§ PROBLEM TO SOLVE
What is the count of lines in the listing below that hold the string "this"? Reply with that number alone.

§ DATASET EXTRACT
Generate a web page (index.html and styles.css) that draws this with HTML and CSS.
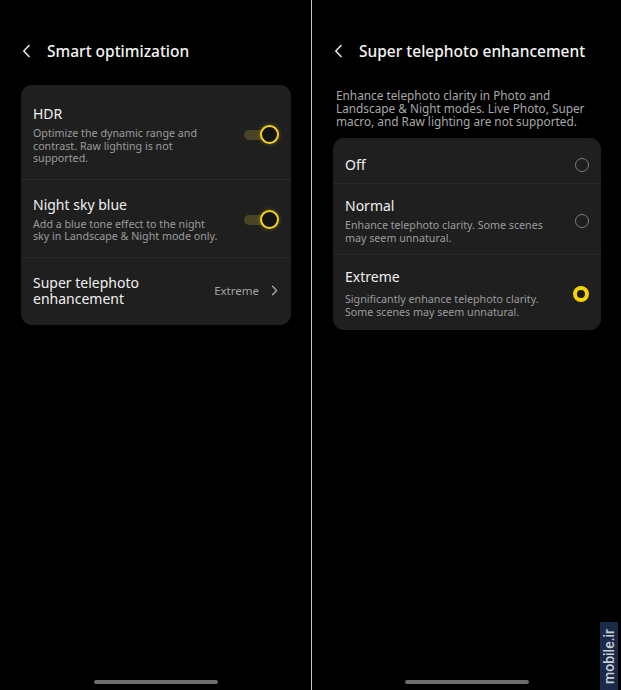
FILE: index.html
```html
<!DOCTYPE html>
<html lang="en">
<head>
  <meta charset="UTF-8">
  <meta name="viewport" content="width=device-width, initial-scale=1">
  <title>Camera settings</title>
  <link rel="stylesheet" href="styles.css">
</head>
<body>
  <div class="screens">
    <!-- left: smart optimization -->
    <section class="panel">
      <header class="topbar">
        <svg class="back" width="9" height="14" viewBox="0 0 9 14"><path d="M7 1.5 L1.8 7 L7 12.5" fill="none" stroke="#e6e6e6" stroke-width="1.6" stroke-linecap="round" stroke-linejoin="round"/></svg>
        <h1>Smart optimization</h1>
      </header>

      <div class="card settings">
        <div class="row">
          <div class="text">
            <div class="title">HDR</div>
            <div class="desc">Optimize the dynamic range and contrast. Raw lighting is not supported.</div>
          </div>
          <span class="toggle on"></span>
        </div>
        <div class="row">
          <div class="text">
            <div class="title">Night sky blue</div>
            <div class="desc">Add a blue tone effect to the night sky in Landscape &amp; Night mode only.</div>
          </div>
          <span class="toggle on"></span>
        </div>
        <div class="row">
          <div class="text">
            <div class="title">Super telephoto<br>enhancement</div>
          </div>
          <span class="value">Extreme</span>
          <svg class="more" width="7" height="11" viewBox="0 0 7 11"><path d="M1.5 1.2 L5.6 5.5 L1.5 9.8" fill="none" stroke="#a8a8a8" stroke-width="1.3" stroke-linecap="round" stroke-linejoin="round"/></svg>
        </div>
      </div>

      <div class="home-bar"></div>
    </section>

    <div class="divider"></div>

    <!-- right: super telephoto enhancement -->
    <section class="panel">
      <header class="topbar">
        <svg class="back" width="9" height="14" viewBox="0 0 9 14"><path d="M7 1.5 L1.8 7 L7 12.5" fill="none" stroke="#e6e6e6" stroke-width="1.6" stroke-linecap="round" stroke-linejoin="round"/></svg>
        <h1>Super telephoto enhancement</h1>
      </header>

      <p class="intro">Enhance telephoto clarity in Photo and Landscape &amp; Night modes. Live Photo, Super macro, and Raw lighting are not supported.</p>

      <div class="card options">
        <div class="row">
          <div class="text">
            <div class="title">Off</div>
          </div>
          <span class="radio"></span>
        </div>
        <div class="row">
          <div class="text">
            <div class="title">Normal</div>
            <div class="desc">Enhance telephoto clarity. Some scenes may seem unnatural.</div>
          </div>
          <span class="radio"></span>
        </div>
        <div class="row">
          <div class="text">
            <div class="title">Extreme</div>
            <div class="desc">Significantly enhance telephoto clarity. Some scenes may seem unnatural.</div>
          </div>
          <span class="radio checked"></span>
        </div>
      </div>

      <div class="home-bar"></div>
    </section>
  </div>

  <div class="watermark">mobile.ir</div>
</body>
</html>
```

FILE: styles.css
```css
body {
  margin: 0;
  background: #000;
  font-family: "Noto Sans", "Open Sans", sans-serif;
  color: #f2f2f2;
}
.screens {
  display: flex;
  width: 621px;
  height: 690px;
}
.panel {
  display: flex;
  flex-direction: column;
  padding: 0 20px 0 21px;
}
.panel:first-child {
  width: 270px;
}
.panel:last-child {
  flex: 1;
}
.divider {
  width: 1px;
  background: #c4c4c4;
}
.topbar {
  display: flex;
  align-items: center;
  height: 30px;
  margin-top: 36px;
}
.back {
  margin-left: 1px;
}
.topbar h1 {
  margin: 0 0 0 16px;
  font-size: 15.5px;
  font-weight: 500;
  color: #f4f4f4;
}
.card {
  background: #1f1f1f;
  border-radius: 11px;
  padding: 4px 0;
}
.settings {
  margin-top: 19px;
}
.row {
  display: flex;
  align-items: center;
  padding: 17px 12px 14px 12px;
  border-top: 1px solid #2a2a2a;
}
.row:first-child {
  border-top: none;
}
.text {
  flex: 1;
  padding-right: 22px;
}
.title {
  font-size: 14px;
  line-height: 16px;
  color: #f0f0f0;
}
.desc {
  margin-top: 5px;
  font-size: 10.7px;
  line-height: 12.5px;
  color: #9c9c9c;
}
.value {
  font-size: 11.5px;
  color: #a3a3a3;
  margin-right: 12px;
}
.more {
  margin-right: 1px;
}
.toggle {
  position: relative;
  width: 35px;
  height: 20px;
  flex: none;
}
.toggle::before {
  content: "";
  position: absolute;
  left: 0;
  top: 5px;
  width: 24px;
  height: 10px;
  border-radius: 5px;
  background: #4a4427;
}
.toggle::after {
  content: "";
  position: absolute;
  right: 0;
  top: 0;
  width: 15px;
  height: 15px;
  border-radius: 50%;
  border: 2.5px solid #f3cf1f;
  background: #141414;
  box-shadow: 0 0 4px rgba(243, 207, 31, 0.35);
}
.intro {
  margin: 23px 6px 10px 3px;
  font-size: 11.8px;
  line-height: 13px;
  color: #a8a8a8;
}
.options {
  padding: 5px 0 2px;
}
.options .row {
  padding: 14px 12px 10px 12px;
}
.options .row:last-child .desc {
  margin-top: 8px;
}
.radio {
  width: 12px;
  height: 12px;
  border: 1.6px solid #7d7d7d;
  border-radius: 50%;
  flex: none;
}
.radio.checked {
  width: 8px;
  height: 8px;
  border: 4px solid #f5d400;
  background: #1a1a1a;
}
.home-bar {
  margin: auto auto 6px;
  width: 124px;
  height: 4px;
  border-radius: 2px;
  background: #6c6c6c;
}
.watermark {
  position: absolute;
  left: 600px;
  top: 622px;
  width: 18px;
  height: 68px;
  background: #1b2a48;
  color: #c9ced8;
  font-family: Roboto, sans-serif;
  font-size: 14px;
  font-weight: 500;
  writing-mode: vertical-rl;
  transform: rotate(180deg);
  text-align: center;
  line-height: 18px;
}
```
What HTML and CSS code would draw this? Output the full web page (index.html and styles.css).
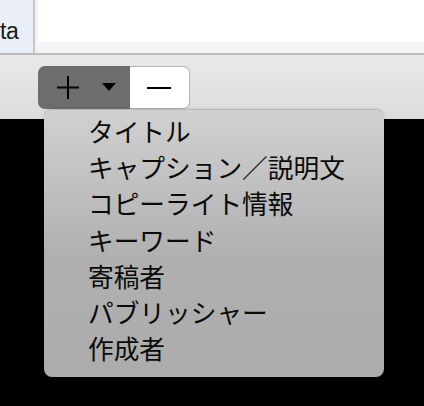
FILE: index.html
```html
<!DOCTYPE html>
<html>
<head>
<meta charset="utf-8">
<link rel="stylesheet" href="styles.css">
</head>
<body>
<div class="table">
  <div class="cell"><span class="celltext">ta</span></div>
  <div class="divider"></div>
  <div class="content">
    <div class="white"></div>
    <div class="strip"></div>
  </div>
</div>
<div class="rule"></div>
<div class="toolbar">
  <div class="segmented">
    <div class="seg add">
      <svg class="plus" width="22" height="23" viewBox="0 0 22 23"><path d="M11 0V23M0 11.5H22" stroke="#000" stroke-width="2"/></svg>
      <svg class="tri" width="14" height="8" viewBox="0 0 14 8"><path d="M0 0H14L7 8Z" fill="#000"/></svg>
    </div>
    <div class="seg remove">
      <svg width="24" height="2" viewBox="0 0 24 2"><path d="M0 1H24" stroke="#000" stroke-width="2"/></svg>
    </div>
  </div>
</div>
<div class="dark"></div>
<div class="menu">
  <div class="item">タイトル</div>
  <div class="item">キャプション／説明文</div>
  <div class="item">コピーライト情報</div>
  <div class="item">キーワード</div>
  <div class="item">寄稿者</div>
  <div class="item">パブリッシャー</div>
  <div class="item">作成者</div>
</div>
</body>
</html>
```
FILE: styles.css
```css
html, body {
  margin: 0;
  padding: 0;
  background: #000;
}
body {
  width: 424px;
  height: 406px;
  overflow: hidden;
  position: relative;
  font-family: "Liberation Sans", Arial, sans-serif;
}
.table {
  display: flex;
  height: 53px;
  background: #fff;
}
.cell {
  width: 33px;
  background: #e9eef7;
  display: flex;
  align-items: flex-end;
  padding-bottom: 12px;
  box-sizing: border-box;
}
.celltext {
  font-size: 23px;
  line-height: 20px;
  color: #1a1a1a;
  white-space: nowrap;
  letter-spacing: -0.5px;
}
.divider {
  width: 2px;
  background: #c7c7c7;
  border-right: 3px solid #f4f4f4;
}
.content {
  flex: 1;
  display: flex;
  flex-direction: column;
}
.white {
  flex: 1;
  background: #fff;
}
.strip {
  height: 11px;
  background: #f4f4f4;
}
.rule {
  height: 2px;
  background: #bdbdbd;
}
.toolbar {
  height: 64px;
  box-sizing: border-box;
  padding: 11px 0 0 38px;
  background: linear-gradient(#e9e9e9, #dcdcdc);
}
.segmented {
  display: flex;
  height: 43px;
  width: 152px;
}
.seg {
  display: flex;
  align-items: center;
  box-sizing: border-box;
}
.add {
  width: 92px;
  background: #6d6d6d;
  border-radius: 7px 0 0 7px;
  padding-left: 19px;
}
.tri {
  margin-left: 23px;
  margin-top: -1px;
}
.remove {
  width: 60px;
  background: #fff;
  border: 1px solid #b3b3b3;
  border-left: none;
  border-radius: 0 7px 7px 0;
  justify-content: center;
  padding-right: 2px;
}
.dark {
  height: 287px;
  background: #000;
}
.menu {
  position: absolute;
  left: 44px;
  top: 109px;
  width: 340px;
  height: 268px;
  box-sizing: border-box;
  padding: 3px 0 0 44px;
  border-radius: 8px;
  border-top: 1px solid #b9b9b9;
  background: linear-gradient(#d1d1d1, #b0b0b0 55%, #acacac);
  box-shadow: 0 0 3px rgba(0,0,0,0.15);
  font-family: "Noto Sans CJK JP", sans-serif;
}
.item {
  font-size: 25.7px;
  line-height: 36.2px;
  height: 36.2px;
  color: #0a0a0a;
  white-space: nowrap;
}
```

§ EXERCISE RESPONSE
2